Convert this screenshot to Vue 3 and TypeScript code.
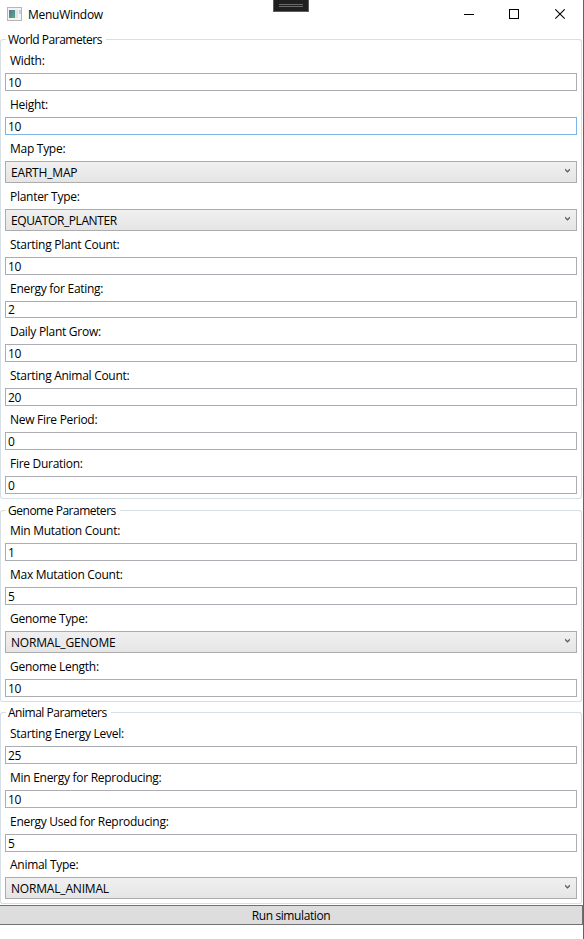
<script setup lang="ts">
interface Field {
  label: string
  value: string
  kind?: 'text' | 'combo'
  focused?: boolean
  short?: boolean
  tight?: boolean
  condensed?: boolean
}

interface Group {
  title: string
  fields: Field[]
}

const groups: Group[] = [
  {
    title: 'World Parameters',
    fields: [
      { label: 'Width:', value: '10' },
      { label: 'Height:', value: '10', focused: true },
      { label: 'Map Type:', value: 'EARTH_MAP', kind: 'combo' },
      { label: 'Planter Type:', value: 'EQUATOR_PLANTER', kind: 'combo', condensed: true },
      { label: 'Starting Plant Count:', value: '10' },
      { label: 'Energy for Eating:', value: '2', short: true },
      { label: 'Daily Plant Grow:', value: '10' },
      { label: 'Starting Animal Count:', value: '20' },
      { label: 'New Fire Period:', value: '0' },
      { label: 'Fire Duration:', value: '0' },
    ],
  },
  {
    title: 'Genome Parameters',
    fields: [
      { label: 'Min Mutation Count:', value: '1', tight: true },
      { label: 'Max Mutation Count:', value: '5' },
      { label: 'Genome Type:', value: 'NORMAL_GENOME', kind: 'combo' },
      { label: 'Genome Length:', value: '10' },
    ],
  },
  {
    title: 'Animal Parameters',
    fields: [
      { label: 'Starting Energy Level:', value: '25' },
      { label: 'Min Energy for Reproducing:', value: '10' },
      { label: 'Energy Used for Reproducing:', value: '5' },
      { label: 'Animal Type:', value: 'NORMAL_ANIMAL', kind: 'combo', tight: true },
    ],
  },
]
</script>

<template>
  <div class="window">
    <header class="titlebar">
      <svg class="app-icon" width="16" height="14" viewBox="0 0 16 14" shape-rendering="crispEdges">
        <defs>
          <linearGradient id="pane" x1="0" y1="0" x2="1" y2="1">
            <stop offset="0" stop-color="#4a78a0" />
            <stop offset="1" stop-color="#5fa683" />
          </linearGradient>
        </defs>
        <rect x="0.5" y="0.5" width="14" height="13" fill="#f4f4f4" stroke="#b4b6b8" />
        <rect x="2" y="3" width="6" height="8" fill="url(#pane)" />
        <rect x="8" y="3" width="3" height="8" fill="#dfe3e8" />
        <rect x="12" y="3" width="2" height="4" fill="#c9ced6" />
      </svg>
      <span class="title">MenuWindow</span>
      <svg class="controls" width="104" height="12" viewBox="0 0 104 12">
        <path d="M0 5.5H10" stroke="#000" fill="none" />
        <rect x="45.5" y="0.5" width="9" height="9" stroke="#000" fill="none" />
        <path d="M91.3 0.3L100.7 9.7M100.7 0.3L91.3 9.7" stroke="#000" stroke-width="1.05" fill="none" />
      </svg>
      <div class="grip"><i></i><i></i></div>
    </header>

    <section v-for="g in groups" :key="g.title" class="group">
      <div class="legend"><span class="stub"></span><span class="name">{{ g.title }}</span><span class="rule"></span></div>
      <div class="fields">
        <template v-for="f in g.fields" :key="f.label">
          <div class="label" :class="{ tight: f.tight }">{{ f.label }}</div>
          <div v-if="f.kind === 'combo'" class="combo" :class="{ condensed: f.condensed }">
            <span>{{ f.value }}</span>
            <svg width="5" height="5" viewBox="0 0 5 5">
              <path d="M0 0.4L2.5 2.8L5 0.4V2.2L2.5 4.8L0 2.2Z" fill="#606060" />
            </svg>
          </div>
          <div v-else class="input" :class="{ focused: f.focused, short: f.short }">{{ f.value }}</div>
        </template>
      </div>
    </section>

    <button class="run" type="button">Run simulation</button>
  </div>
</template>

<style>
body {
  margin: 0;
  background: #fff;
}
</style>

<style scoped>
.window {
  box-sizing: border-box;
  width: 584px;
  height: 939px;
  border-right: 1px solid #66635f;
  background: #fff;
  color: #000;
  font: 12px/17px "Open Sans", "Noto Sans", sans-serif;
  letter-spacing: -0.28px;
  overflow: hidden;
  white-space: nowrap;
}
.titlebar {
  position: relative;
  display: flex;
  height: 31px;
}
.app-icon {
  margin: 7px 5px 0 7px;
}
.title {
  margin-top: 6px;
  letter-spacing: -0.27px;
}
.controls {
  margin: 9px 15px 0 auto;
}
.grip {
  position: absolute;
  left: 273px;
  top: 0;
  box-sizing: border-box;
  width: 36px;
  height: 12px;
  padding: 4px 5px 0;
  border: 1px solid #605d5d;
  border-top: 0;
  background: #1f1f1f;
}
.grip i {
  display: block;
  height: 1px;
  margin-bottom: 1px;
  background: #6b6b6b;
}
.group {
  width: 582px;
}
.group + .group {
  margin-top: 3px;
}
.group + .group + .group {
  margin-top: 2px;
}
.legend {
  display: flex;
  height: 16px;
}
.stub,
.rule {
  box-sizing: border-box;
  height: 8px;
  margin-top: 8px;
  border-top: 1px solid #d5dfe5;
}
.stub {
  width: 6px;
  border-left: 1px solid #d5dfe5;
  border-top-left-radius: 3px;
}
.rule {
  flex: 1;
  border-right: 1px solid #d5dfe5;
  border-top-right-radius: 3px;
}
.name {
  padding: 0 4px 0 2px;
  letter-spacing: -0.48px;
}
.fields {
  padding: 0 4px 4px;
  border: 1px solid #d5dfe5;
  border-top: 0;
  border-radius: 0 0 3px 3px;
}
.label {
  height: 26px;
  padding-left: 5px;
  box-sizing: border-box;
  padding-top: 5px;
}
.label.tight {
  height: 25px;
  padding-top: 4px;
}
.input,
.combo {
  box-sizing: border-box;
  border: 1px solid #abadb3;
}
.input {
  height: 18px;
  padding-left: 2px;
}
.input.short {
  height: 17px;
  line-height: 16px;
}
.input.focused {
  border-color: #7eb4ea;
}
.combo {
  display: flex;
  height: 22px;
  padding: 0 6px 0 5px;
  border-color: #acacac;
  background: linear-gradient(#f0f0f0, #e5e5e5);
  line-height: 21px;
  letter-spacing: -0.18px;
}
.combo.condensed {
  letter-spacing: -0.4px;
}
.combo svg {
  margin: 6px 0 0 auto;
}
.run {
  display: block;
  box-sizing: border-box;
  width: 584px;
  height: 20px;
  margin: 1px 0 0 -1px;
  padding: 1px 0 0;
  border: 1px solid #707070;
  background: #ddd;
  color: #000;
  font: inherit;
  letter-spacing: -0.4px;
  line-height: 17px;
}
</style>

→ **Task requirements**
Write out the full listing verbatim, excluding its pictures.

→ **Solution to this task**
Convert this screenshot to Vue 3 and TypeScript code.
<script setup lang="ts">
interface Field {
  label: string
  value: string
  kind?: 'text' | 'combo'
  focused?: boolean
  short?: boolean
  tight?: boolean
  condensed?: boolean
}

interface Group {
  title: string
  fields: Field[]
}

const groups: Group[] = [
  {
    title: 'World Parameters',
    fields: [
      { label: 'Width:', value: '10' },
      { label: 'Height:', value: '10', focused: true },
      { label: 'Map Type:', value: 'EARTH_MAP', kind: 'combo' },
      { label: 'Planter Type:', value: 'EQUATOR_PLANTER', kind: 'combo', condensed: true },
      { label: 'Starting Plant Count:', value: '10' },
      { label: 'Energy for Eating:', value: '2', short: true },
      { label: 'Daily Plant Grow:', value: '10' },
      { label: 'Starting Animal Count:', value: '20' },
      { label: 'New Fire Period:', value: '0' },
      { label: 'Fire Duration:', value: '0' },
    ],
  },
  {
    title: 'Genome Parameters',
    fields: [
      { label: 'Min Mutation Count:', value: '1', tight: true },
      { label: 'Max Mutation Count:', value: '5' },
      { label: 'Genome Type:', value: 'NORMAL_GENOME', kind: 'combo' },
      { label: 'Genome Length:', value: '10' },
    ],
  },
  {
    title: 'Animal Parameters',
    fields: [
      { label: 'Starting Energy Level:', value: '25' },
      { label: 'Min Energy for Reproducing:', value: '10' },
      { label: 'Energy Used for Reproducing:', value: '5' },
      { label: 'Animal Type:', value: 'NORMAL_ANIMAL', kind: 'combo', tight: true },
    ],
  },
]
</script>

<template>
  <div class="window">
    <header class="titlebar">
      <svg class="app-icon" width="16" height="14" viewBox="0 0 16 14" shape-rendering="crispEdges">
        <defs>
          <linearGradient id="pane" x1="0" y1="0" x2="1" y2="1">
            <stop offset="0" stop-color="#4a78a0" />
            <stop offset="1" stop-color="#5fa683" />
          </linearGradient>
        </defs>
        <rect x="0.5" y="0.5" width="14" height="13" fill="#f4f4f4" stroke="#b4b6b8" />
        <rect x="2" y="3" width="6" height="8" fill="url(#pane)" />
        <rect x="8" y="3" width="3" height="8" fill="#dfe3e8" />
        <rect x="12" y="3" width="2" height="4" fill="#c9ced6" />
      </svg>
      <span class="title">MenuWindow</span>
      <svg class="controls" width="104" height="12" viewBox="0 0 104 12">
        <path d="M0 5.5H10" stroke="#000" fill="none" />
        <rect x="45.5" y="0.5" width="9" height="9" stroke="#000" fill="none" />
        <path d="M91.3 0.3L100.7 9.7M100.7 0.3L91.3 9.7" stroke="#000" stroke-width="1.05" fill="none" />
      </svg>
      <div class="grip"><i></i><i></i></div>
    </header>

    <section v-for="g in groups" :key="g.title" class="group">
      <div class="legend"><span class="stub"></span><span class="name">{{ g.title }}</span><span class="rule"></span></div>
      <div class="fields">
        <template v-for="f in g.fields" :key="f.label">
          <div class="label" :class="{ tight: f.tight }">{{ f.label }}</div>
          <div v-if="f.kind === 'combo'" class="combo" :class="{ condensed: f.condensed }">
            <span>{{ f.value }}</span>
            <svg width="5" height="5" viewBox="0 0 5 5">
              <path d="M0 0.4L2.5 2.8L5 0.4V2.2L2.5 4.8L0 2.2Z" fill="#606060" />
            </svg>
          </div>
          <div v-else class="input" :class="{ focused: f.focused, short: f.short }">{{ f.value }}</div>
        </template>
      </div>
    </section>

    <button class="run" type="button">Run simulation</button>
  </div>
</template>

<style>
body {
  margin: 0;
  background: #fff;
}
</style>

<style scoped>
.window {
  box-sizing: border-box;
  width: 584px;
  height: 939px;
  border-right: 1px solid #66635f;
  background: #fff;
  color: #000;
  font: 12px/17px "Open Sans", "Noto Sans", sans-serif;
  letter-spacing: -0.28px;
  overflow: hidden;
  white-space: nowrap;
}
.titlebar {
  position: relative;
  display: flex;
  height: 31px;
}
.app-icon {
  margin: 7px 5px 0 7px;
}
.title {
  margin-top: 6px;
  letter-spacing: -0.27px;
}
.controls {
  margin: 9px 15px 0 auto;
}
.grip {
  position: absolute;
  left: 273px;
  top: 0;
  box-sizing: border-box;
  width: 36px;
  height: 12px;
  padding: 4px 5px 0;
  border: 1px solid #605d5d;
  border-top: 0;
  background: #1f1f1f;
}
.grip i {
  display: block;
  height: 1px;
  margin-bottom: 1px;
  background: #6b6b6b;
}
.group {
  width: 582px;
}
.group + .group {
  margin-top: 3px;
}
.group + .group + .group {
  margin-top: 2px;
}
.legend {
  display: flex;
  height: 16px;
}
.stub,
.rule {
  box-sizing: border-box;
  height: 8px;
  margin-top: 8px;
  border-top: 1px solid #d5dfe5;
}
.stub {
  width: 6px;
  border-left: 1px solid #d5dfe5;
  border-top-left-radius: 3px;
}
.rule {
  flex: 1;
  border-right: 1px solid #d5dfe5;
  border-top-right-radius: 3px;
}
.name {
  padding: 0 4px 0 2px;
  letter-spacing: -0.48px;
}
.fields {
  padding: 0 4px 4px;
  border: 1px solid #d5dfe5;
  border-top: 0;
  border-radius: 0 0 3px 3px;
}
.label {
  height: 26px;
  padding-left: 5px;
  box-sizing: border-box;
  padding-top: 5px;
}
.label.tight {
  height: 25px;
  padding-top: 4px;
}
.input,
.combo {
  box-sizing: border-box;
  border: 1px solid #abadb3;
}
.input {
  height: 18px;
  padding-left: 2px;
}
.input.short {
  height: 17px;
  line-height: 16px;
}
.input.focused {
  border-color: #7eb4ea;
}
.combo {
  display: flex;
  height: 22px;
  padding: 0 6px 0 5px;
  border-color: #acacac;
  background: linear-gradient(#f0f0f0, #e5e5e5);
  line-height: 21px;
  letter-spacing: -0.18px;
}
.combo.condensed {
  letter-spacing: -0.4px;
}
.combo svg {
  margin: 6px 0 0 auto;
}
.run {
  display: block;
  box-sizing: border-box;
  width: 584px;
  height: 20px;
  margin: 1px 0 0 -1px;
  padding: 1px 0 0;
  border: 1px solid #707070;
  background: #ddd;
  color: #000;
  font: inherit;
  letter-spacing: -0.4px;
  line-height: 17px;
}
</style>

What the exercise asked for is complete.